WHAT IS BEING ASKED
Copy the lines below as they are; omit the images they contain.

STORED DATA
##############################
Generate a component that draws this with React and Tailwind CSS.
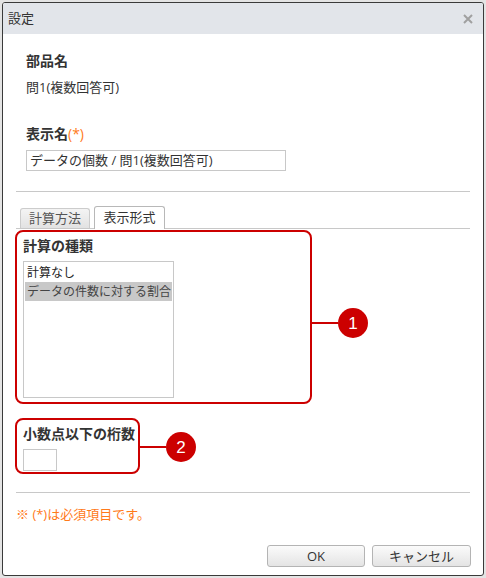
import React from "react";

function Badge({ n }) {
  return (
    <div className="flex items-center">
      <div className="w-[26px] h-[2px] bg-[#cc0000]"></div>
      <div className="w-[30px] h-[30px] rounded-full bg-[#cc0000] text-white flex items-center justify-center text-[17px] leading-none font-['Liberation_Sans',sans-serif]">
        {n}
      </div>
    </div>
  );
}

export default function App() {
  return (
    <div className="w-[486px] h-[578px] bg-[#e4e4e4] p-[2px] font-['Open_Sans','Noto_Sans_CJK_JP',sans-serif] text-[#333]">
      <div className="h-full flex flex-col bg-white border border-[#3a3a3a] rounded-[3px] overflow-hidden">
        {/* タイトルバー */}
        <div className="h-[31px] shrink-0 bg-[#e2e5ea] flex items-center justify-between pl-[5px] pr-[10px]">
          <span className="text-[13px]">設定</span>
          <svg width="10" height="10" viewBox="0 0 10 10">
            <path d="M1 1L9 9M9 1L1 9" stroke="#a0a0a0" strokeWidth="2" />
          </svg>
        </div>

        <div className="flex-1 flex flex-col px-[13px]">
          {/* 部品名 / 表示名 */}
          <div className="pl-[10px] pt-[17px]">
            <div className="text-[14px] font-bold leading-[20px]">部品名</div>
            <div className="text-[13px] leading-[18px] mt-[7px]">問1(複数回答可)</div>
            <div className="text-[14px] font-bold leading-[20px] mt-[28px]">
              表示名<span className="text-[#ff7a1a] font-normal">(*)</span>
            </div>
            <div className="mt-[6px] w-[260px] h-[21px] border border-[#c8c8c8] px-[3px] text-[13px] leading-[19px]">
              データの個数 / 問1(複数回答可)
            </div>
          </div>

          <div className="mt-[20px] h-px bg-[#c8c8c8]"></div>

          {/* タブ */}
          <div className="mt-[14px] flex items-end gap-[4px] pl-[4px] border-b border-[#c8c8c8]">
            <div className="w-[70px] h-[20px] border border-b-0 border-[#cccccc] rounded-t-[3px] bg-gradient-to-b from-[#f4f4f4] to-[#e2e2e2] text-[13px] leading-[19px] text-center text-[#555]">
              計算方法
            </div>
            <div className="w-[71px] h-[23px] -mb-px border border-b-0 border-[#b8b8b8] rounded-t-[3px] bg-white text-[13px] leading-[21px] text-center">
              表示形式
            </div>
          </div>

          {/* 計算の種類 */}
          <div className="mt-[1px] -ml-px flex items-start">
            <div className="w-[297px] h-[174px] border-2 border-[#cc0000] rounded-[8px] px-[6px] pt-[4px] flex flex-col">
              <div className="text-[14px] font-bold leading-[20px]">計算の種類</div>
              <div className="mt-[5px] w-[151px] h-[137px] border border-[#c8c8c8] p-px text-[12px]">
                <div className="h-[19px] leading-[19px] pl-[2px] text-[#222]">計算なし</div>
                <div className="h-[19px] leading-[19px] pl-[2px] bg-[#c8c8c8] text-[#444] whitespace-nowrap">
                  データの件数に対する割合
                </div>
              </div>
            </div>
            <div className="mt-[78px]">
              <Badge n="1" />
            </div>
          </div>

          {/* 小数点以下の桁数 */}
          <div className="mt-[14px] -ml-px flex items-start">
            <div className="w-[125px] h-[56px] border-2 border-[#cc0000] rounded-[8px] px-[6px] pt-[4px]">
              <div className="text-[14px] font-bold leading-[20px] whitespace-nowrap">小数点以下の桁数</div>
              <div className="mt-[5px] w-[34px] h-[22px] border border-[#c8c8c8]"></div>
            </div>
            <div className="mt-[14px]">
              <Badge n="2" />
            </div>
          </div>

          <div className="mt-[18px] h-px bg-[#c8c8c8]"></div>

          <div className="mt-[12px] text-[13px] leading-[18px] text-[#ff7a1a]">※ (*)は必須項目です。</div>

          {/* ボタン */}
          <div className="mt-auto mb-[8px] flex justify-end gap-[7px] -mr-px">
            <button className="w-[98px] h-[22px] border border-[#b4b4b4] rounded-[3px] bg-gradient-to-b from-[#fbfbfb] to-[#e4e4e4] text-[13px] leading-[20px] text-[#333]">
              OK
            </button>
            <button className="w-[99px] h-[22px] border border-[#b4b4b4] rounded-[3px] bg-gradient-to-b from-[#fbfbfb] to-[#e4e4e4] text-[13px] leading-[20px] text-[#333]">
              キャンセル
            </button>
          </div>
        </div>
      </div>
    </div>
  );
}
##############################
SOLUTION TO THIS TASK
Generate a component that draws this with React and Tailwind CSS.
import React from "react";

function Badge({ n }) {
  return (
    <div className="flex items-center">
      <div className="w-[26px] h-[2px] bg-[#cc0000]"></div>
      <div className="w-[30px] h-[30px] rounded-full bg-[#cc0000] text-white flex items-center justify-center text-[17px] leading-none font-['Liberation_Sans',sans-serif]">
        {n}
      </div>
    </div>
  );
}

export default function App() {
  return (
    <div className="w-[486px] h-[578px] bg-[#e4e4e4] p-[2px] font-['Open_Sans','Noto_Sans_CJK_JP',sans-serif] text-[#333]">
      <div className="h-full flex flex-col bg-white border border-[#3a3a3a] rounded-[3px] overflow-hidden">
        {/* タイトルバー */}
        <div className="h-[31px] shrink-0 bg-[#e2e5ea] flex items-center justify-between pl-[5px] pr-[10px]">
          <span className="text-[13px]">設定</span>
          <svg width="10" height="10" viewBox="0 0 10 10">
            <path d="M1 1L9 9M9 1L1 9" stroke="#a0a0a0" strokeWidth="2" />
          </svg>
        </div>

        <div className="flex-1 flex flex-col px-[13px]">
          {/* 部品名 / 表示名 */}
          <div className="pl-[10px] pt-[17px]">
            <div className="text-[14px] font-bold leading-[20px]">部品名</div>
            <div className="text-[13px] leading-[18px] mt-[7px]">問1(複数回答可)</div>
            <div className="text-[14px] font-bold leading-[20px] mt-[28px]">
              表示名<span className="text-[#ff7a1a] font-normal">(*)</span>
            </div>
            <div className="mt-[6px] w-[260px] h-[21px] border border-[#c8c8c8] px-[3px] text-[13px] leading-[19px]">
              データの個数 / 問1(複数回答可)
            </div>
          </div>

          <div className="mt-[20px] h-px bg-[#c8c8c8]"></div>

          {/* タブ */}
          <div className="mt-[14px] flex items-end gap-[4px] pl-[4px] border-b border-[#c8c8c8]">
            <div className="w-[70px] h-[20px] border border-b-0 border-[#cccccc] rounded-t-[3px] bg-gradient-to-b from-[#f4f4f4] to-[#e2e2e2] text-[13px] leading-[19px] text-center text-[#555]">
              計算方法
            </div>
            <div className="w-[71px] h-[23px] -mb-px border border-b-0 border-[#b8b8b8] rounded-t-[3px] bg-white text-[13px] leading-[21px] text-center">
              表示形式
            </div>
          </div>

          {/* 計算の種類 */}
          <div className="mt-[1px] -ml-px flex items-start">
            <div className="w-[297px] h-[174px] border-2 border-[#cc0000] rounded-[8px] px-[6px] pt-[4px] flex flex-col">
              <div className="text-[14px] font-bold leading-[20px]">計算の種類</div>
              <div className="mt-[5px] w-[151px] h-[137px] border border-[#c8c8c8] p-px text-[12px]">
                <div className="h-[19px] leading-[19px] pl-[2px] text-[#222]">計算なし</div>
                <div className="h-[19px] leading-[19px] pl-[2px] bg-[#c8c8c8] text-[#444] whitespace-nowrap">
                  データの件数に対する割合
                </div>
              </div>
            </div>
            <div className="mt-[78px]">
              <Badge n="1" />
            </div>
          </div>

          {/* 小数点以下の桁数 */}
          <div className="mt-[14px] -ml-px flex items-start">
            <div className="w-[125px] h-[56px] border-2 border-[#cc0000] rounded-[8px] px-[6px] pt-[4px]">
              <div className="text-[14px] font-bold leading-[20px] whitespace-nowrap">小数点以下の桁数</div>
              <div className="mt-[5px] w-[34px] h-[22px] border border-[#c8c8c8]"></div>
            </div>
            <div className="mt-[14px]">
              <Badge n="2" />
            </div>
          </div>

          <div className="mt-[18px] h-px bg-[#c8c8c8]"></div>

          <div className="mt-[12px] text-[13px] leading-[18px] text-[#ff7a1a]">※ (*)は必須項目です。</div>

          {/* ボタン */}
          <div className="mt-auto mb-[8px] flex justify-end gap-[7px] -mr-px">
            <button className="w-[98px] h-[22px] border border-[#b4b4b4] rounded-[3px] bg-gradient-to-b from-[#fbfbfb] to-[#e4e4e4] text-[13px] leading-[20px] text-[#333]">
              OK
            </button>
            <button className="w-[99px] h-[22px] border border-[#b4b4b4] rounded-[3px] bg-gradient-to-b from-[#fbfbfb] to-[#e4e4e4] text-[13px] leading-[20px] text-[#333]">
              キャンセル
            </button>
          </div>
        </div>
      </div>
    </div>
  );
}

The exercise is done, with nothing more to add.